**What to work on**
Report the count of lines where the string "full" appears, and nothing else.

— begin —

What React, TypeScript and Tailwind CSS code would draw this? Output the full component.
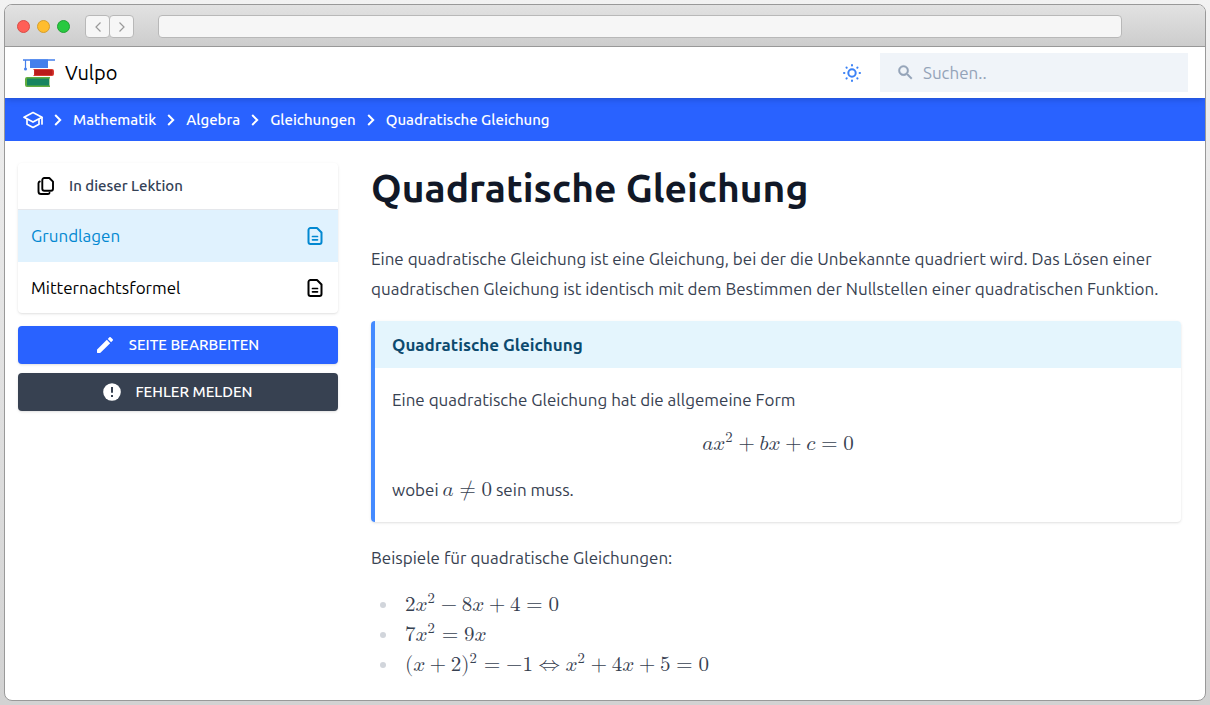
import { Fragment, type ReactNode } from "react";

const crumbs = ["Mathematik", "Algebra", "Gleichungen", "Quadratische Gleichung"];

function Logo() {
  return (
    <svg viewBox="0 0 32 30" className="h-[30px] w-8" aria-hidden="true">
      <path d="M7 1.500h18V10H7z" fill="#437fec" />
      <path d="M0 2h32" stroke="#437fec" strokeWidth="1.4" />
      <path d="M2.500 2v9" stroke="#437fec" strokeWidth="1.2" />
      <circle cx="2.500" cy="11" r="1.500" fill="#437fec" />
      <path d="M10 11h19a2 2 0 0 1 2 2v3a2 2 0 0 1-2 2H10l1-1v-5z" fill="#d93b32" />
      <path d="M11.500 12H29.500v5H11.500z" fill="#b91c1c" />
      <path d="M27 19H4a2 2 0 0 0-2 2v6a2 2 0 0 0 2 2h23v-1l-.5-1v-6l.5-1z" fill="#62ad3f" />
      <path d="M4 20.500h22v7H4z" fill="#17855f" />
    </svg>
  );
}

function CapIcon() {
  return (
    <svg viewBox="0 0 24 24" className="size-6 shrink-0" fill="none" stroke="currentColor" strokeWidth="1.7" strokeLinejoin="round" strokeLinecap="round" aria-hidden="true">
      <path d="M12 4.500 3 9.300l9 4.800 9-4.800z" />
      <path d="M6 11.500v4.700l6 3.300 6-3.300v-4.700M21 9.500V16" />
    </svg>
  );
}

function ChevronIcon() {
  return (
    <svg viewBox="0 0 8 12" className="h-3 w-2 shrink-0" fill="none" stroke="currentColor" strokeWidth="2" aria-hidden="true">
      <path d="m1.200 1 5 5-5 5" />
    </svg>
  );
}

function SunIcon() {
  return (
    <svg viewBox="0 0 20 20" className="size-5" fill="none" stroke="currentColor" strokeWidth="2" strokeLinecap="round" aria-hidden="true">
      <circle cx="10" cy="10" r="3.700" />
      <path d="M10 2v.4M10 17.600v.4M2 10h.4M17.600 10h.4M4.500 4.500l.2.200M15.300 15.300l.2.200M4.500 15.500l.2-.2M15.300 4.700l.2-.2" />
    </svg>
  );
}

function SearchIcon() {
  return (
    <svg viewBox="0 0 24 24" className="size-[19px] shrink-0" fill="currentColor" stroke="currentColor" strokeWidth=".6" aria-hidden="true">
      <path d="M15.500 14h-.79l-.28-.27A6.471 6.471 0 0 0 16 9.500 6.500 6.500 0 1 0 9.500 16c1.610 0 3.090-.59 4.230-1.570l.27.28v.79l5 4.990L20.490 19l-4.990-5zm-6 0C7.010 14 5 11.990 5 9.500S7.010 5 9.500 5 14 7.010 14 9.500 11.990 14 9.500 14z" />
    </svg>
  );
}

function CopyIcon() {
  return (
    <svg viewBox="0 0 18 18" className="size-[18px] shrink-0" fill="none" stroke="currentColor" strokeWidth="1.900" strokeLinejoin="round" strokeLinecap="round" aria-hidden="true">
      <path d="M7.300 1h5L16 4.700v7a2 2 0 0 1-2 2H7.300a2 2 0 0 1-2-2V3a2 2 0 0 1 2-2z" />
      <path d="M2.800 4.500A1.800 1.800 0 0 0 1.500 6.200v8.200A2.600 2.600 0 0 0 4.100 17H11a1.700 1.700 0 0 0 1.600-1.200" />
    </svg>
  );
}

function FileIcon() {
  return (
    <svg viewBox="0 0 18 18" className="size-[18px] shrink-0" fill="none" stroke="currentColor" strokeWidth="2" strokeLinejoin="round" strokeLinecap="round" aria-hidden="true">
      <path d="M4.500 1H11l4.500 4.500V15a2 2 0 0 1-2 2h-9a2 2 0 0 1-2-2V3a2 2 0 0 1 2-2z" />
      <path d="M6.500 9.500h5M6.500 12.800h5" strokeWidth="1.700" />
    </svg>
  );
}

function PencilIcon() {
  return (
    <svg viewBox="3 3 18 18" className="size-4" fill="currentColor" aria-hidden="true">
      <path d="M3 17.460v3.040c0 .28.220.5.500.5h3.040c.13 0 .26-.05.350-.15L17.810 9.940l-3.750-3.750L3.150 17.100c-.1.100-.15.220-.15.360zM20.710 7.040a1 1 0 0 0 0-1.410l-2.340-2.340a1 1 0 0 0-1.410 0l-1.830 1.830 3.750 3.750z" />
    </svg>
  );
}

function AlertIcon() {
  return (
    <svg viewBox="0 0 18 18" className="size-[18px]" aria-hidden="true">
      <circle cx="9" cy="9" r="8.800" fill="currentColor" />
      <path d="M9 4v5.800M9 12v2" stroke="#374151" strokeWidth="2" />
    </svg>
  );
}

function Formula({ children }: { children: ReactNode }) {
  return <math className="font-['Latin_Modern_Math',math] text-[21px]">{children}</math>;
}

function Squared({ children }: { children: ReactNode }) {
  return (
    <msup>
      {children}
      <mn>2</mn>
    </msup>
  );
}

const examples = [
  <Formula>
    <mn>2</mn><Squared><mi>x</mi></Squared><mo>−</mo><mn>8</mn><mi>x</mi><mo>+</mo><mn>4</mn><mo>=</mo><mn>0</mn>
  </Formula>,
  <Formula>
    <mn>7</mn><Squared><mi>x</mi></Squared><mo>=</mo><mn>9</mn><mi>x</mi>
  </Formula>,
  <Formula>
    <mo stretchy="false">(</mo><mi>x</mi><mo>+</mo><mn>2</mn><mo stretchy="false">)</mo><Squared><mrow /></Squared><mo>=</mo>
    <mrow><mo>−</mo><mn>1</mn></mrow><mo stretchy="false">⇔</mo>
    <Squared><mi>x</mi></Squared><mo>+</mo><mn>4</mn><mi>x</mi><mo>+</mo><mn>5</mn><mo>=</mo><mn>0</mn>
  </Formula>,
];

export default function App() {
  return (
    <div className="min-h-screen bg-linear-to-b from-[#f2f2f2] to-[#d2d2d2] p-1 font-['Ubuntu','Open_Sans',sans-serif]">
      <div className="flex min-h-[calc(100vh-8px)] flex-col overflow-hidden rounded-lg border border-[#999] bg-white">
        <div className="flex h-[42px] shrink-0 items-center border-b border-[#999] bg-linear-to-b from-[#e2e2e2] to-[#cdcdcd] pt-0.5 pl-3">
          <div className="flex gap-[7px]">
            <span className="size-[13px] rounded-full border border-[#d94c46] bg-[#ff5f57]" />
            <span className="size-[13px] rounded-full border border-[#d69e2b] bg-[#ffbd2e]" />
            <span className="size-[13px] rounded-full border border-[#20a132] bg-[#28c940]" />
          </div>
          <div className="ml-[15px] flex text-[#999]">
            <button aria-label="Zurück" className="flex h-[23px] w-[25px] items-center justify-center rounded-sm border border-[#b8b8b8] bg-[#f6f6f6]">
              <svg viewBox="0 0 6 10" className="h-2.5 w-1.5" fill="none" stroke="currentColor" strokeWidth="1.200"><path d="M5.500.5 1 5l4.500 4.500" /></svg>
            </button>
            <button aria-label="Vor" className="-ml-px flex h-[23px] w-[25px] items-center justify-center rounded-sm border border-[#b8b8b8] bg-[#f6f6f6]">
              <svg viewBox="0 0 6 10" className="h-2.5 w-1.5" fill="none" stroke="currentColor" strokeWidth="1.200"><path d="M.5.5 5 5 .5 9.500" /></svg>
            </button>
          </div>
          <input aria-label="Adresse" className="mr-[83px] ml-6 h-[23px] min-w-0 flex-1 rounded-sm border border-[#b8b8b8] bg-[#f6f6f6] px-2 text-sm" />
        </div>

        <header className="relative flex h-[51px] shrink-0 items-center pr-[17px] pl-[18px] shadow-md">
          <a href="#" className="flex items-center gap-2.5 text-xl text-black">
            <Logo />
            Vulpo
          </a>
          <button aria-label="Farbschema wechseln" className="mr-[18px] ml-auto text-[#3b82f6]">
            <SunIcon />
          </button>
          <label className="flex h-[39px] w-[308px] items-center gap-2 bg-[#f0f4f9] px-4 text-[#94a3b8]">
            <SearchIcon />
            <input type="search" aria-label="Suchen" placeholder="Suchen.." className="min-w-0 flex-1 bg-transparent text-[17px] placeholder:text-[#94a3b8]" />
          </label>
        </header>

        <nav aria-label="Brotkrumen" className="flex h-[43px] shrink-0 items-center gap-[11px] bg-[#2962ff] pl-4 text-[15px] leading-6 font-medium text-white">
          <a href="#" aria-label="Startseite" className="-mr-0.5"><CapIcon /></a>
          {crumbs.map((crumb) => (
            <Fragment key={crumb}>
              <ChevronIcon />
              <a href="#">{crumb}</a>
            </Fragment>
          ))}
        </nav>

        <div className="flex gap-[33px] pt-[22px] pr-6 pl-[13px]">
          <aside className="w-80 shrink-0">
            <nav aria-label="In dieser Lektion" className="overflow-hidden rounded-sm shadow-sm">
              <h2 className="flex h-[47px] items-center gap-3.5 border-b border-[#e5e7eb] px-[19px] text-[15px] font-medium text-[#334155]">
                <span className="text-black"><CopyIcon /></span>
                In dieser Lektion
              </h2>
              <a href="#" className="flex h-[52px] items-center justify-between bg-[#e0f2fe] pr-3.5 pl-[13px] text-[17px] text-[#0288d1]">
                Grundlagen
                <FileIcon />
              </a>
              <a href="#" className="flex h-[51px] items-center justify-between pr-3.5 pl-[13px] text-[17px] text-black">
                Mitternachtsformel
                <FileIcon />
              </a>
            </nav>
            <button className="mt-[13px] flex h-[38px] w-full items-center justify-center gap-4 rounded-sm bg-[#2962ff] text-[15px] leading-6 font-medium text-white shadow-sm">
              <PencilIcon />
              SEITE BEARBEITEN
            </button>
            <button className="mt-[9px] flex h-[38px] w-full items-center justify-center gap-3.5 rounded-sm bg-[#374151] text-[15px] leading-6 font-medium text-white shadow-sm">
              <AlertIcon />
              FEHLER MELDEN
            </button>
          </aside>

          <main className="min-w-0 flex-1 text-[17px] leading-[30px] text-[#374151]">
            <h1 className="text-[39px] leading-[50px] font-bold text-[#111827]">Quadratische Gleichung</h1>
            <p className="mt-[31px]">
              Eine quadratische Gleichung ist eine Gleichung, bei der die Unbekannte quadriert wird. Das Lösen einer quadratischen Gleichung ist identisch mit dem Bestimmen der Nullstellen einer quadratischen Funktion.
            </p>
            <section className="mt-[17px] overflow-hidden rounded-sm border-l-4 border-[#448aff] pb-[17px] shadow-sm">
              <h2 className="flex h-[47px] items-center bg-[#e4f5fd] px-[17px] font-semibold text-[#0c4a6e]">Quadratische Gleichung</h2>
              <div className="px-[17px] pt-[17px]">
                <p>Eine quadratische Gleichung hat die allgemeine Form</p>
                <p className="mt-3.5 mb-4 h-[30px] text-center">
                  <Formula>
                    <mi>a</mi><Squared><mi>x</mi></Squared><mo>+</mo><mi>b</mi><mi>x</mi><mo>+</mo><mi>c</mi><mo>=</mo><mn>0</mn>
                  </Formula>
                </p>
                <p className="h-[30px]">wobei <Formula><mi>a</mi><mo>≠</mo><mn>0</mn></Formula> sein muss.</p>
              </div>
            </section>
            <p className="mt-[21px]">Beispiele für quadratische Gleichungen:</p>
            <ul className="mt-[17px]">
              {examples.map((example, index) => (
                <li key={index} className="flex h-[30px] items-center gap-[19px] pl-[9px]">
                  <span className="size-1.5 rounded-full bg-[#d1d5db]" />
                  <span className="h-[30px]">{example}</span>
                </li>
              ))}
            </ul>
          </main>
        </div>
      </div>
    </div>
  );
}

— end —

**Response**
7